Let’s face it, Cassel. You’re on your last legs if this season goes as the last three home games (Raiders ’10, Ravens ’10, and Bills ’11) have gone. You need to start acting with some urgency, and that starts with challenging play calls on the sidelines before and after drives.  This exact repetition happened back in ’07, when then-offensive coordinator Mike Solari continually called obscenely conservative game plans. Eventually, QB Damon Huard, RB Larry Johnson, and TE Tony Gonzalez rebelled on the field.  The game plan changed, and the Chiefs offense did more.

This feedback to the coaching staff is absolutely critical for a team to grow, but it doesn’t seem to come often, if at all, from you.  The time for being a beta male and allowing coaches to set the tone with zero input from yourself is over.  It is time to man up and make yourself be heard in these meeting rooms.  It’s one of the reasons we brought you in.

Many more suggestions after the jump.

Audible aggressively. 

You need to challenge defenses, and keeping them guessing and on their heels.  Audibles almost seem to be banned in the Matt Cassel offense, despite the good returns it earned us back in 2010.  You’re on the field, and you can hear what the defenders are saying, and how they’re gesturing, and where their eyes are moving.

We need more instances where you are reacting in real time, like the best offenses do. At this point, we continually seem to be adjusting the next series, which in the NFL is far too slow of a recovery time.

Commit to a faster rhythm.

Start a metronome in your head and run the offense to it.  The entire team is playing like it’s dead on its feet right now. You can force them out of that by pushing the rhythm. Force the team into huddles,  force the play calls to come faster, force the ball out of your hand sooner on pass plays.

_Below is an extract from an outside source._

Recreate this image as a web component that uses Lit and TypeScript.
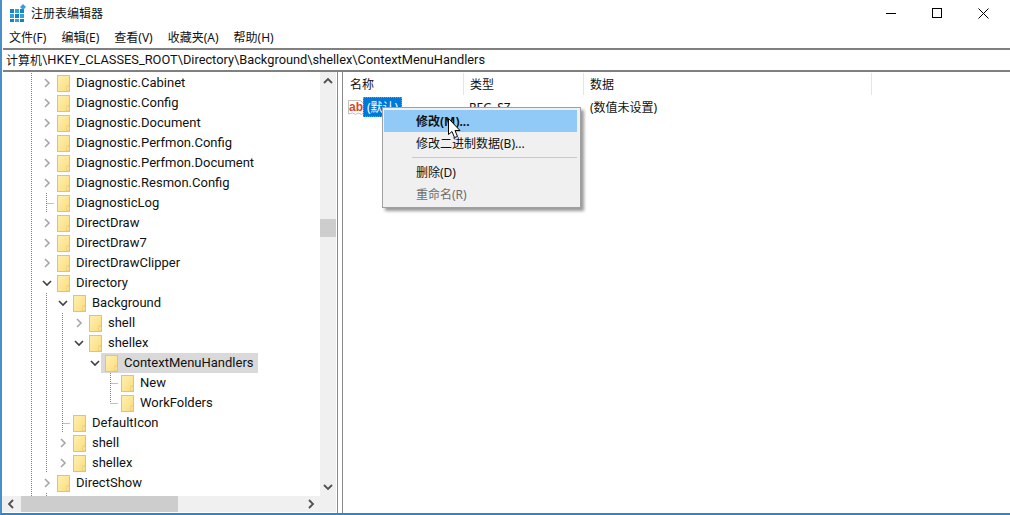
import { LitElement, html, css, svg } from "lit";
import { customElement } from "lit/decorators.js";

type Row = { name: string; depth: number; exp: "" | "c" | "o"; selected?: boolean };

const rows: Row[] = [
  { name: "Diagnostic.Cabinet", depth: 0, exp: "c" },
  { name: "Diagnostic.Config", depth: 0, exp: "c" },
  { name: "Diagnostic.Document", depth: 0, exp: "c" },
  { name: "Diagnostic.Perfmon.Config", depth: 0, exp: "c" },
  { name: "Diagnostic.Perfmon.Document", depth: 0, exp: "c" },
  { name: "Diagnostic.Resmon.Config", depth: 0, exp: "c" },
  { name: "DiagnosticLog", depth: 0, exp: "" },
  { name: "DirectDraw", depth: 0, exp: "c" },
  { name: "DirectDraw7", depth: 0, exp: "c" },
  { name: "DirectDrawClipper", depth: 0, exp: "c" },
  { name: "Directory", depth: 0, exp: "o" },
  { name: "Background", depth: 1, exp: "o" },
  { name: "shell", depth: 2, exp: "c" },
  { name: "shellex", depth: 2, exp: "o" },
  { name: "ContextMenuHandlers", depth: 3, exp: "o", selected: true },
  { name: "New", depth: 4, exp: "" },
  { name: "WorkFolders", depth: 4, exp: "" },
  { name: "DefaultIcon", depth: 1, exp: "" },
  { name: "shell", depth: 1, exp: "c" },
  { name: "shellex", depth: 1, exp: "c" },
  { name: "DirectShow", depth: 0, exp: "c" },
];

const folder = html`<svg class="folder" width="13" height="17" viewBox="0 0 13 17">
  <defs><linearGradient id="fg" x1="0" y1="0" x2="1" y2="1">
    <stop offset="0" stop-color="#fff0b0"/><stop offset="1" stop-color="#fbdc7c"/></linearGradient></defs>
  <rect x="0.5" y="0.5" width="12" height="16" fill="url(#fg)" stroke="#e9c363"/>
  <rect x="10" y="11" width="2" height="5" fill="#fff4c8" stroke="#e9c363" stroke-width="0.8"/>
</svg>`;

const chevC = html`<svg width="10" height="10" viewBox="0 0 10 10"><path d="M3 1l4 4-4 4" fill="none" stroke="#a6a6a6" stroke-width="1.6"/></svg>`;
const chevO = html`<svg width="10" height="10" viewBox="0 0 10 10"><path d="M1 3l4 4 4-4" fill="none" stroke="#404040" stroke-width="1.6"/></svg>`;

const lines: [number, number, number, number][] = [
  [29.5, 0, 29.5, 424],
  [44.5, 0, 44.5, 424],
  [60.5, 210, 60.5, 385],
  [76.5, 230, 76.5, 265],
  [92.5, 270, 92.5, 285],
  [108.5, 290, 108.5, 330],
  [108.5, 310.5, 116, 310.5],
  [108.5, 330.5, 116, 330.5],
  [60.5, 350.5, 68, 350.5],
  [44.5, 130.5, 52, 130.5],
];

@customElement("app-root")
export class AppRoot extends LitElement {
  static styles = css`
    :host { display: flex; flex-direction: column; width: 1010px; height: 515px; box-sizing: border-box;
      background: #fff; position: relative; overflow: hidden; border-left: 2px solid #4a8fc9; border-bottom: 2px solid #2a86d0;
      font-family: "Noto Sans", "Noto Sans CJK SC", sans-serif; font-size: 12px; color: #111; }
    .title { height: 26px; display: flex; align-items: center; padding-left: 8px; flex: none; }
    .title .t { margin-left: 5px; }
    .win { margin-left: auto; display: flex; padding-right: 4px; }
    .win span { width: 46px; height: 26px; display: flex; align-items: center; justify-content: center; }
    .menu { height: 22px; display: flex; align-items: center; padding-left: 7px; gap: 15px; flex: none; }
    .addr { height: 19px; padding: 0 0 1px 3px; border-top: 2px solid #808080; border-bottom: 2px solid #808080; display: flex; align-items: center;
      flex: none; white-space: nowrap; margin-left: 1px; font-family: Roboto, "Noto Sans CJK SC", sans-serif; font-size: 12.8px; }
    .addr .cjk { font-size: 12px; }
    .main { flex: 1; display: flex; min-height: 0; }
    .tree { width: 334px; margin-right: 1px; flex: none; display: flex; flex-direction: column; }
    .tree-top { flex: 1; display: flex; min-height: 0; }
    .rows { flex: 1; position: relative; overflow: hidden; padding-top: 1px; font-family: Roboto, sans-serif; font-size: 13px; }
    .guides { position: absolute; left: 0; top: 1px; }
    .row { height: 20px; display: flex; align-items: center; position: relative; }
    .exp { width: 16px; height: 20px; display: flex; align-items: center; justify-content: center; flex: none; }
    .exp.has { background: #fff; }
    .item { display: flex; align-items: center; height: 20px; padding: 0 4px; margin-left: -2px; }
    .item .folder { margin-right: 6px; flex: none; }
    .item.sel { background: #d9d9d9; }
    .item span { line-height: 20px; white-space: nowrap; background: inherit; }
    .vbar { width: 16px; background: #f0f0f0; display: flex; flex-direction: column; align-items: center; }
    .vbar .spacer1 { height: 129px; }
    .vbar .thumb { width: 16px; height: 18px; background: #cdcdcd; }
    .vbar .arr { height: 18px; display: flex; align-items: center; justify-content: center; }
    .vbar .fill { flex: 1; }
    .hbar { height: 16px; background: #f0f0f0; display: flex; align-items: center; margin-bottom: 1px; }
    .hbar .arr { width: 18px; height: 16px; display: flex; align-items: center; justify-content: center; }
    .hbar .thumb { width: 157px; height: 16px; background: #cdcdcd; margin-left: 1px; }
    .hbar .fill { flex: 1; }
    .hbar .end { width: 16px; }
    .split { width: 6px; flex: none; border-left: 1px solid #8a8a8a; border-right: 1px solid #8a8a8a; box-sizing: border-box; }
    .list { flex: 1; display: flex; flex-direction: column; }
    .hdr { height: 25px; display: flex; flex: none; }
    .hdr div { border-right: 1px solid #e5e5e5; display: flex; align-items: center; padding-left: 6px; box-sizing: border-box; height: 22px; margin-top: 1px; }
    .hdr .c1 { padding-left: 7px; }
    .c1 { width: 121px; } .c2 { width: 120px; } .c3 { width: 288px; }
    .lrow { display: flex; height: 20px; align-items: center; }
    .lcell1 { width: 121px; display: flex; align-items: center; padding-left: 5px; box-sizing: border-box; }
    .lcell2 { width: 120px; padding-left: 5px; box-sizing: border-box; }
    .lcell3 { padding-left: 6px; }
    .selname { background: #0078d7; color: #fff; height: 20px; display: flex; align-items: center; padding: 0 4px; margin-left: -2px; outline: 1px dotted #f08020; outline-offset: -1px; }
    .ctx { position: absolute; left: 380px; top: 107px; width: 199px; height: 101px; box-sizing: border-box; background: #f0f0f0;
      border: 1px solid #a0a0a0; box-shadow: 3px 3px 3px rgba(0,0,0,0.4); padding: 2px 3px 2px 1px; display: flex; flex-direction: column; }
    .ci { height: 22px; box-sizing: border-box; display: flex; align-items: center; padding-left: 32px; flex: none; white-space: nowrap; }
    .ci.hot { background: #91c9f7; font-weight: 700; padding-bottom: 1px; }
    .ci.dis { color: #6d6d6d; }
    .sep { height: 1px; background: #c8c8c8; margin: 3px 0 3px 28px; flex: none; }
    .cursor { position: absolute; left: 446px; top: 118px; }
  `;

  render() {
    return html`
      <div class="title">
        <svg width="16" height="18" viewBox="0 0 16 18">
          <g fill="#1483c4">
            <rect x="0" y="5" width="4" height="4"/><rect x="5" y="5" width="4" height="4" fill="#2ea3dc"/><rect x="10" y="5" width="4" height="4"/>
            <rect x="0" y="10" width="4" height="4" fill="#2ea3dc"/><rect x="5" y="10" width="4" height="4"/><rect x="10" y="10" width="4" height="4" fill="#2ea3dc"/>
            <rect x="0" y="15" width="4" height="3"/><rect x="5" y="15" width="4" height="3" fill="#2ea3dc"/><rect x="10" y="15" width="4" height="3"/>
          </g>
          <path d="M13 0l3 3-3 3-3-3z" fill="#3aa0d8"/>
        </svg>
        <span class="t">注册表编辑器</span>
        <div class="win">
          <span><svg width="10" height="10" viewBox="0 0 10 10"><path d="M0 5.5h10" stroke="#000"/></svg></span>
          <span><svg width="10" height="10" viewBox="0 0 10 10"><rect x="0.5" y="0.5" width="9" height="9" fill="none" stroke="#000"/></svg></span>
          <span><svg width="11" height="11" viewBox="0 0 11 11"><path d="M0.5 0.5l10 10M10.5 0.5l-10 10" stroke="#000" stroke-width="1"/></svg></span>
        </div>
      </div>
      <div class="menu">
        <span>文件(F)</span><span>编辑(E)</span><span>查看(V)</span><span>收藏夹(A)</span><span>帮助(H)</span>
      </div>
      <div class="addr"><span class="cjk">计算机</span>\\HKEY_CLASSES_ROOT\\Directory\\Background\\shellex\\ContextMenuHandlers</div>
      <div class="main">
        <div class="tree">
          <div class="tree-top">
            <div class="rows">
              <svg class="guides" width="318" height="424">
                ${lines.map(([a, b, c, d]) => svg`<line x1=${a} y1=${b} x2=${c} y2=${d} stroke="#808080" stroke-dasharray="1 1"/>`)}
              </svg>
              ${rows.map(
                (r) => html`<div class="row" style="padding-left:${37 + r.depth * 16}px">
                  <div class="exp ${r.exp ? "has" : ""}">${r.exp === "c" ? chevC : r.exp === "o" ? chevO : ""}</div>
                  <div class="item ${r.selected ? "sel" : ""}">${folder}<span>${r.name}</span></div>
                </div>`
              )}
            </div>
            <div class="vbar">
              <div class="arr"><svg width="10" height="8" viewBox="0 0 10 8"><path d="M1 6l4-4 4 4" fill="none" stroke="#505050" stroke-width="1.8"/></svg></div>
              <div class="spacer1"></div>
              <div class="thumb"></div>
              <div class="fill"></div>
              <div class="arr"><svg width="10" height="8" viewBox="0 0 10 8"><path d="M1 2l4 4 4-4" fill="none" stroke="#505050" stroke-width="1.8"/></svg></div>
            </div>
          </div>
          <div class="hbar">
            <div class="arr"><svg width="8" height="10" viewBox="0 0 8 10"><path d="M6 1L2 5l4 4" fill="none" stroke="#505050" stroke-width="1.8"/></svg></div>
            <div class="thumb"></div>
            <div class="fill"></div>
            <div class="arr"><svg width="8" height="10" viewBox="0 0 8 10"><path d="M2 1l4 4-4 4" fill="none" stroke="#505050" stroke-width="1.8"/></svg></div>
            <div class="end"></div>
          </div>
        </div>
        <div class="split"></div>
        <div class="list">
          <div class="hdr"><div class="c1">名称</div><div class="c2">类型</div><div class="c3">数据</div></div>
          <div class="lrow">
            <div class="lcell1">
              <svg width="17" height="18" viewBox="0 0 17 18">
                <path d="M0.5 2.5h12l4 4v8l-3 2-3-1.500-3 1.500-3-1.500-4 1z" fill="#fff" stroke="#c0c0c0"/>
                <text x="1" y="12.500" font-family="Liberation Sans" font-weight="700" font-size="12" fill="#d8452a">ab</text>
              </svg>
              <div class="selname">(默认)</div>
            </div>
            <div class="lcell2">REG_SZ</div>
            <div class="lcell3">(数值未设置)</div>
          </div>
        </div>
      </div>
      <div class="ctx">
        <div class="ci hot">修改(M)...</div>
        <div class="ci">修改二进制数据(B)...</div>
        <div class="sep"></div>
        <div class="ci">删除(D)</div>
        <div class="ci dis">重命名(R)</div>
      </div>
      <svg class="cursor" width="14" height="21" viewBox="0 0 14 21">
        <path d="M0.500 0.500V16.500L4 13.500L6.500 19.500L9.500 18.500L7 12.500H12z" fill="#fff" stroke="#000"/>
      </svg>
    `;
  }
}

Milking the clock for time of possession has its benefits, but right now the bigger war the Chiefs are losing is a war of effort.

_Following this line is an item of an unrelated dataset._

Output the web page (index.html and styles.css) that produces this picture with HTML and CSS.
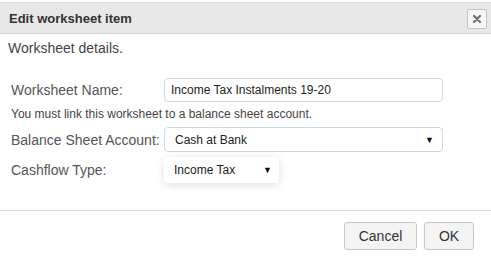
FILE: index.html
```html
<!DOCTYPE html>
<html lang="en">
<head>
    <meta charset="UTF-8">
    <title>Edit worksheet item</title>
    <link rel="stylesheet" href="styles.css">
</head>
<body>
    <div class="dialog">
        <div class="dialog-header">
            <span class="dialog-title">Edit worksheet item</span>
            <button class="close-btn" title="Close">
                <svg width="10" height="10" viewBox="0 0 10 10">
                    <path d="M2 2 L8 8 M8 2 L2 8" stroke="#777" stroke-width="2.4" stroke-linecap="round"/>
                </svg>
            </button>
        </div>
        <div class="dialog-body">
            <p class="intro">Worksheet details.</p>
            <div class="form-row">
                <label>Worksheet Name:</label>
                <input class="text-input" type="text" value="Income Tax Instalments 19-20">
            </div>
            <p class="note">You must link this worksheet to a balance sheet account.</p>
            <div class="form-row">
                <label>Balance Sheet Account:</label>
                <div class="select wide">
                    <span>Cash at Bank</span>
                    <span class="arrow">&#9660;</span>
                </div>
            </div>
            <div class="form-row">
                <label>Cashflow Type:</label>
                <div class="select compact">
                    <span>Income Tax</span>
                    <span class="arrow">&#9660;</span>
                </div>
            </div>
        </div>
        <div class="dialog-footer">
            <button class="btn cancel">Cancel</button>
            <button class="btn ok">OK</button>
        </div>
    </div>
</body>
</html>
```

FILE: styles.css
```css
body {
    font-family: "Liberation Sans", Arial, sans-serif;
    background: #fff;
    margin: 0;
    padding: 0;
    color: #333;
}
.dialog {
    padding-top: 2px;
}
.dialog-header {
    display: flex;
    align-items: center;
    justify-content: space-between;
    height: 30px;
    background: #e8e8e8;
    border-top: 1px solid #dcdcdc;
    border-bottom: 1px solid #d2d2d2;
    padding: 0 4px 0 9px;
}
.dialog-title {
    font-size: 13px;
    font-weight: bold;
    color: #333;
}
.close-btn {
    display: flex;
    align-items: center;
    justify-content: center;
    width: 20px;
    height: 20px;
    padding: 0;
    margin-top: 1px;
    border: 1px solid #c4c4c4;
    border-radius: 2px;
    background: #f6f6f6;
}
.dialog-body {
    padding: 4px 0 0 0;
    height: 172px;
}
.intro {
    margin: 0 0 20px 8px;
    font-size: 14px;
    line-height: 20px;
    color: #444;
}
.form-row {
    display: grid;
    grid-template-columns: 153px auto;
    align-items: center;
    padding-left: 11px;
    margin-bottom: 5px;
}
.form-row label {
    font-size: 14px;
    color: #555;
}
.text-input {
    box-sizing: border-box;
    width: 279px;
    height: 24px;
    border: 1px solid #cbd9e6;
    border-radius: 4px;
    padding: 0 6px;
    font-family: inherit;
    font-size: 12px;
    color: #222;
    outline: none;
}
.note {
    margin: -1px 0 5px 11px;
    font-size: 12px;
    line-height: 16px;
    color: #444;
}
.select {
    box-sizing: border-box;
    display: flex;
    align-items: center;
    justify-content: space-between;
    font-size: 12px;
    color: #222;
    background: #fff;
    border-radius: 4px;
}
.select.wide {
    width: 279px;
    height: 25px;
    border: 1px solid #cbd9e6;
    padding: 0 8px 0 10px;
}
.select.compact {
    width: 115px;
    height: 26px;
    padding: 0 7px 0 10px;
    box-shadow: 0 2px 10px rgba(0,0,0,0.12);
}
.arrow {
    font-size: 9px;
    color: #111;
}
.dialog-footer {
    display: flex;
    justify-content: flex-end;
    gap: 7px;
    border-top: 1px solid #dadada;
    padding: 11px 17px 0 0;
}
.btn {
    height: 28px;
    border: 1px solid #c8c8c8;
    border-radius: 3px;
    background: #f4f4f4;
    font-family: inherit;
    font-size: 14px;
    color: #333;
}
.btn.cancel { width: 73px; }
.btn.ok { width: 50px; }
```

You can force the team to get aggressive by having to keep up with you. This is a time when your job in on the line. You must challenge everyone around you and stop merely leading by example.

Which plays into my next recommendation:

Challenge your teammates.  Don’t play down to their abilities; trust that they’ll do their job.

We know you don’t exactly have the 2007 New England Patriots surrounding you right now. Your run game is inconsistent, your blocking on the edge is sorry, and your WR corps might be worse this year with Breaston and Baldwin and Moeaki out with injury.

It doesn’t matter. Stop playing super conservatively because the talent around you isn’t living up to their end of the bargain! Try more rhythm passes even if you’re not sure Copper will free himself from his defender. Try throwing it over Pope’s shoulder even if you’re 50/50 on whether he can handle the pass.

We’re not winning this year. That’s fine. The important thing is for us to see what you’ve got. And when you handcuff yourself because you’re scared your teammates aren’t going to do their jobs, the whole offense suffers.

Protect yourself; throw the ball away.

 One problem with Cassel is that he doesn’t make decisions based on long-term goals so much as he does whatever he can eke out in any given micro-second of play on the field. Here’s the reality: we need Matt Cassel to play all season. Cassel is currently playing with a cracked rib, and is expected to suit up for another 15 games this year. We have no back-up quarterbacks capable of playing at an NFL level.

Therefore, Cassel has a responsibility to the rest of this franchise to protect himself in all reasonable ways. I’m not talking about running off screaming like a little girl once the defense intercepts him so he doesn’t get hit.  I am, however, talking about throwing the ball out of bounds to stall the defense off and save him a hit.

He got injured in the first place by stupidly taking a sack instead of throwing the ball away. When you don’t mitigate the damage a defense is doing to you, you hurt the team, and you screw the franchise by not protecting yourself.

Throw specifically past your passrushers.

You can also slow down a pass rush by attacking the space directly behind a rushing defender. Much like you can slow down a pass rusher by running at him, you can also slow him down by forcing him to consider your passing right over his head.

Back-up QB Tyler Palko learned this simple lesson in the preseason and ended up acing the two-minute drill against the Baltimore Ravens. The Ravens kept bringing a blitz every single pass play, so Palko started attacking the vacated space that the defender blitzed from for a long drive and touchdown.

Own the locker room. 

This whole franchise needs a shot of adrenaline, and players shouldn’t have to wait for Thomas Jones. They should be getting direction from their franchise quarterback and the de facto leader of their team. We saw this Matt Cassel, the alpha male, in the offseason as you held numerous workouts for the players. He threw the entire event together and coached on the field as he played. He was the franchise in that moment.

Since the preseason began, he has shrunk back into his beta male shell. To paraphrase Gunther Cunningham, players need as much motivation now as they did back in high school. And they need someone they respect to kick their asses from time to time. Coaches get tuned out, but you can’t tune out the guy who’s in charge of feeding you the ball.

Take more pictures with your wife, Lauren.

Seriously, Google turns up close to nothing.  Help a brother out.